Del resto de los “cientos” de copias que pintó Olaya (unos 300 calcula), Arias sospecha que “hay cuadros suyos en casas señoriales de Sevilla y Madrid, en la colección de los Alba, en el Thyssen, en galerías nacionales del Reino Unido, Australia, Washington, Grecia, Otawa... y otros puntos de Europa. Porque sospecho que la mayor parte de lo que vendió Moss era falso, y era obra de Olaya”. Poquísimas han sido las pinacotecas que han respondido a las preguntas de Arias con claridad o simplemente contestado sobre las compras a Stanley Moss.

Aunque está documentado que en el 93 el Prado adquirió al marchante estadounidense cinco cuadros. Moss, por su parte, con el que el autor y sus colaboradores contactaron, no respondió a ninguno de los interrogantes formulados, sino que remitió una lista de su obra poética.

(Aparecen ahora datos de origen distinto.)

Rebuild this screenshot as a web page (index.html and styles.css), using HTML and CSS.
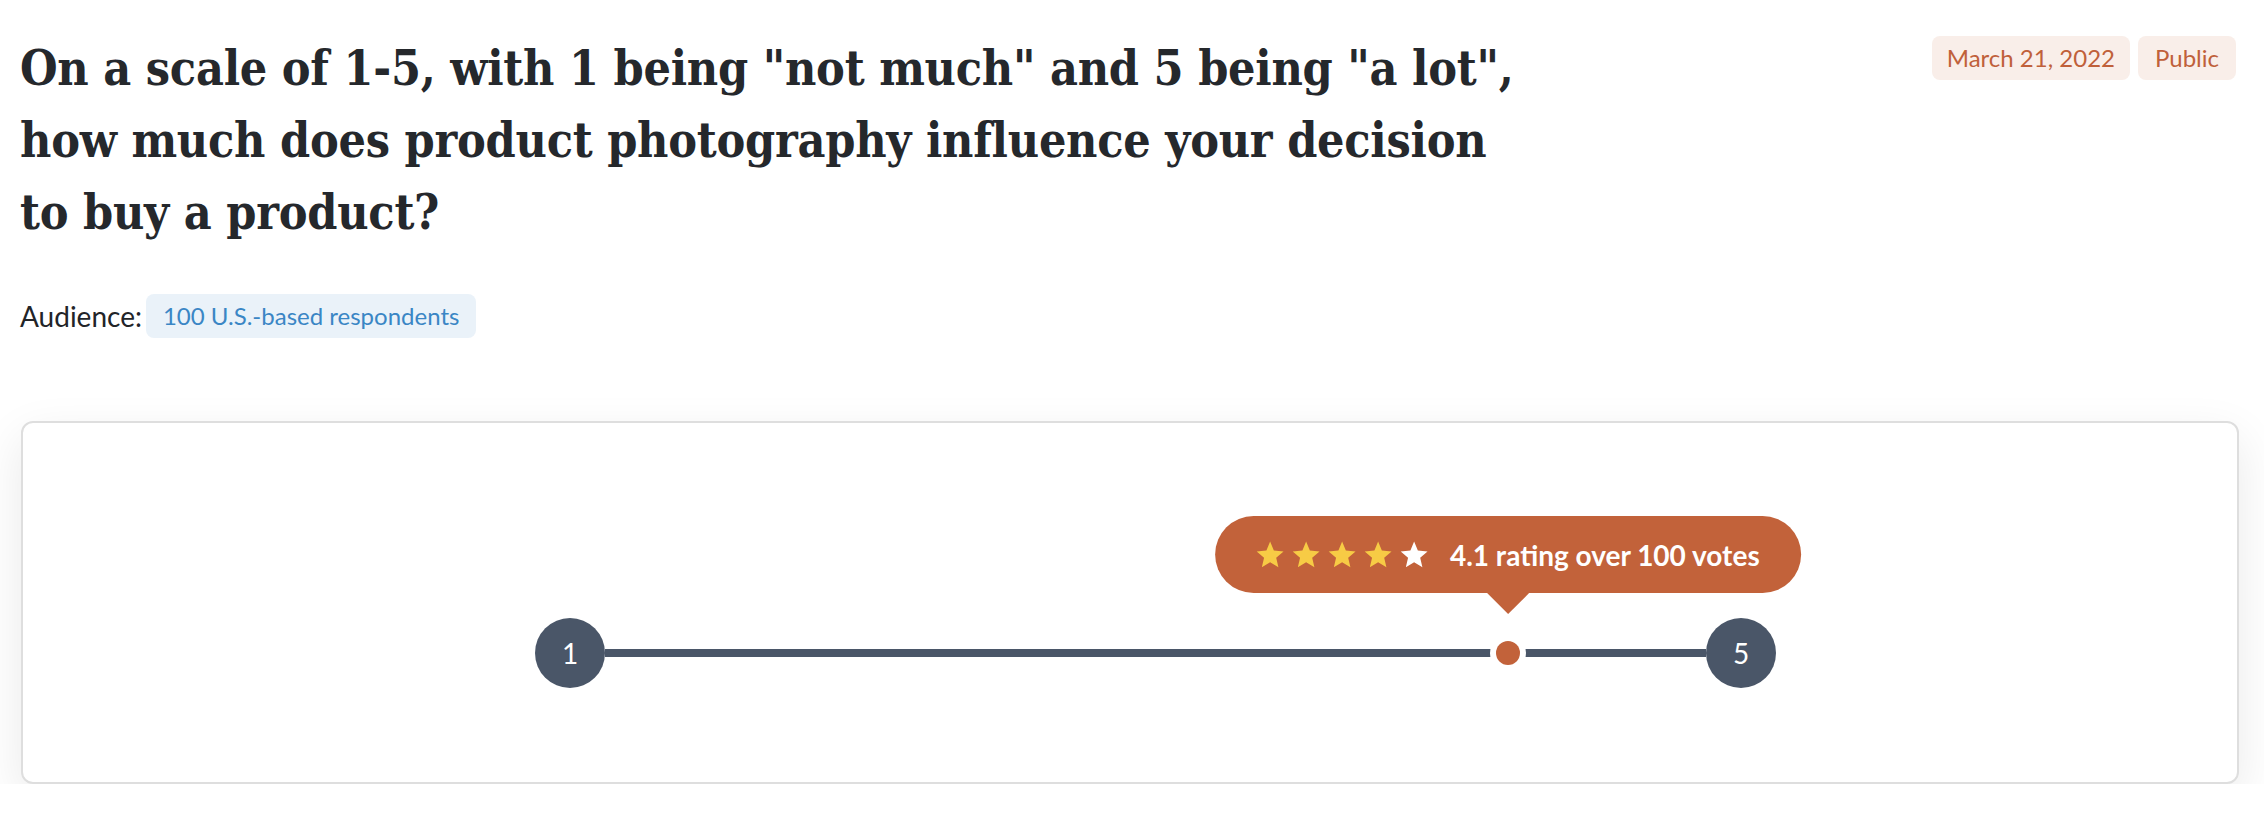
FILE: index.html
```html
<!DOCTYPE html>
<html lang="en">
<head>
<meta charset="utf-8">
<title>Poll result</title>
<link rel="stylesheet" href="styles.css">
</head>
<body>
<main class="page">
  <header class="question-head">
    <h1 class="question-title">On a scale of 1-5, with 1 being "not much" and 5 being "a lot",<br>how much does product photography influence your decision<br>to buy a product?</h1>
    <div class="meta">
      <span class="tag tag-warm">March 21, 2022</span>
      <span class="tag tag-warm">Public</span>
    </div>
  </header>

  <p class="audience">Audience: <span class="tag tag-cool">100 U.S.-based respondents</span></p>

  <section class="result-card">
    <div class="scale">
      <span class="scale-end">1</span>
      <div class="scale-track">
        <div class="scale-marker" style="left: 82%">
          <div class="rating-bubble">
            <span class="stars">
              <svg class="star star-on" viewBox="0 0 24 24"><polygon points="12,0.5 15.2,8.2 23.5,8.9 17.2,14.3 19.1,22.5 12,18.2 4.9,22.5 6.8,14.3 0.5,8.9 8.8,8.2"/></svg>
              <svg class="star star-on" viewBox="0 0 24 24"><polygon points="12,0.5 15.2,8.2 23.5,8.9 17.2,14.3 19.1,22.5 12,18.2 4.9,22.5 6.8,14.3 0.5,8.9 8.8,8.2"/></svg>
              <svg class="star star-on" viewBox="0 0 24 24"><polygon points="12,0.5 15.2,8.2 23.5,8.9 17.2,14.3 19.1,22.5 12,18.2 4.9,22.5 6.8,14.3 0.5,8.9 8.8,8.2"/></svg>
              <svg class="star star-on" viewBox="0 0 24 24"><polygon points="12,0.5 15.2,8.2 23.5,8.9 17.2,14.3 19.1,22.5 12,18.2 4.9,22.5 6.8,14.3 0.5,8.9 8.8,8.2"/></svg>
              <svg class="star star-off" viewBox="0 0 24 24"><polygon points="12,0.5 15.2,8.2 23.5,8.9 17.2,14.3 19.1,22.5 12,18.2 4.9,22.5 6.8,14.3 0.5,8.9 8.8,8.2"/></svg>
            </span>
            <span class="rating-text">4.1 rating over 100 votes</span>
          </div>
        </div>
      </div>
      <span class="scale-end">5</span>
    </div>
  </section>
</main>
</body>
</html>
```

FILE: styles.css
```css
* {
  box-sizing: border-box;
}

body {
  margin: 0;
  background: #ffffff;
  color: #222428;
  font-family: "Source Sans Pro", Lato, "Noto Sans", sans-serif;
}

.page {
  padding: 32px 28px 0 20px;
}

/* Question heading + meta tags */
.question-head {
  display: flex;
  justify-content: space-between;
  align-items: flex-start;
}

.question-title {
  margin: 0;
  font-family: "DejaVu Serif", "Liberation Serif", serif;
  font-stretch: semi-condensed;
  font-weight: 700;
  font-size: 48px;
  line-height: 72px;
  letter-spacing: -0.25px;
  color: #25282c;
}

.meta {
  display: flex;
  gap: 8px;
  margin-top: 4px;
  flex-shrink: 0;
}

.tag {
  display: inline-block;
  height: 44px;
  padding: 0 17px;
  border-radius: 8px;
  font-size: 24px;
  line-height: 44px;
  white-space: nowrap;
}

.tag-warm {
  background: #f9eee9;
  color: #c0603a;
}

.tag-warm:first-child {
  padding: 0 15px;
}

.tag-cool {
  background: #eaf2f9;
  color: #3a86c5;
}

/* Audience line */
.audience {
  display: flex;
  align-items: center;
  gap: 4px;
  margin: 46px 0 0;
  font-size: 28px;
  line-height: 44px;
}

/* Result card */
.result-card {
  margin: 83px -3px 0 1px;
  padding: 195px 461px 94px 512px;
  background: #ffffff;
  border: 2px solid #dedede;
  border-radius: 12px;
  box-shadow: 0 16px 48px rgba(0, 0, 0, 0.09);
}

.scale {
  display: flex;
  align-items: center;
}

.scale-end {
  flex: 0 0 70px;
  width: 70px;
  height: 70px;
  border-radius: 50%;
  background: #4a5668;
  color: #ffffff;
  font-size: 28px;
  line-height: 70px;
  text-align: center;
}

.scale-track {
  position: relative;
  flex: 1;
  height: 8px;
  background: #4a5668;
}

.scale-marker {
  position: absolute;
  top: 50%;
  width: 24px;
  height: 24px;
  margin: -12px 0 0 -12px;
  border-radius: 50%;
  background: #c2623a;
  box-shadow: 0 0 0 6px #ffffff;
}

/* Rating tooltip above the marker */
.rating-bubble {
  position: absolute;
  left: 50%;
  bottom: 72px;
  transform: translateX(-50%);
  display: flex;
  align-items: center;
  gap: 22px;
  height: 77px;
  padding: 0 41px;
  border-radius: 39px;
  background: #c2623a;
  color: #ffffff;
  white-space: nowrap;
}

.rating-bubble::after {
  content: "";
  position: absolute;
  left: 50%;
  top: 100%;
  margin-left: -21px;
  border-style: solid;
  border-width: 21px 21px 0 21px;
  border-color: #c2623a transparent transparent transparent;
}

.stars {
  display: flex;
  gap: 8px;
}

.star {
  display: block;
  width: 28px;
  height: 28px;
}

.star-on {
  fill: #f7cb45;
}

.star-off {
  fill: #ffffff;
}

.rating-text {
  font-size: 28px;
  font-weight: 700;
}
```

Hubo detenciones e investigación, pero toda la Operación Sevilla quedó en nada, “ocultada”, asegura Arias, cuando se supo la implicación de la familia Franco. Tampoco llegaron lejos las multas y sanciones por tráfico de obras de arte. El propio Moss de los sesenta daba una dirección en el Hotel Palace de Madrid, donde remitían a otra en EEUU y la multa no se pagaba. Eso sí, hubo “dos víctimas” a juicio del detective: el inspector José Arias Galán, al que intentaron penalizar después de esa investigación, y el pintor y copista Eduardo Olaya, al que quisieron convertir en cabeza de turco de una trama mayor.

Hoy, explica Arias, “hay métodos científicos de sobra para averiguar si son falsas las colecciones o no. Más allá de informes de idoneidad que muchas veces reivindican. Ahora mismo es imposible que nos cuelen un cuadro falso. Pero los que llegaron en aquella época deberían revisarse porque en museos públicos estamos hablando de dinero público”, reclama.

Por ejemplo, un bodegón de Velázquez. Porque quizás, ese bodegón aparezca alguna vez en los almacenes del Prado. Quizás resulte que sí está en sus fondos. Y quizás se usen estos métodos avanzados para saber si el cuadro que compró Carmen Polo en Sevilla era obra, no del clásico español, sino de aquel hombre que pintaba en un pequeño estudio del barrio sevillano de Nervión, y al que todos llamaban La Baronesa.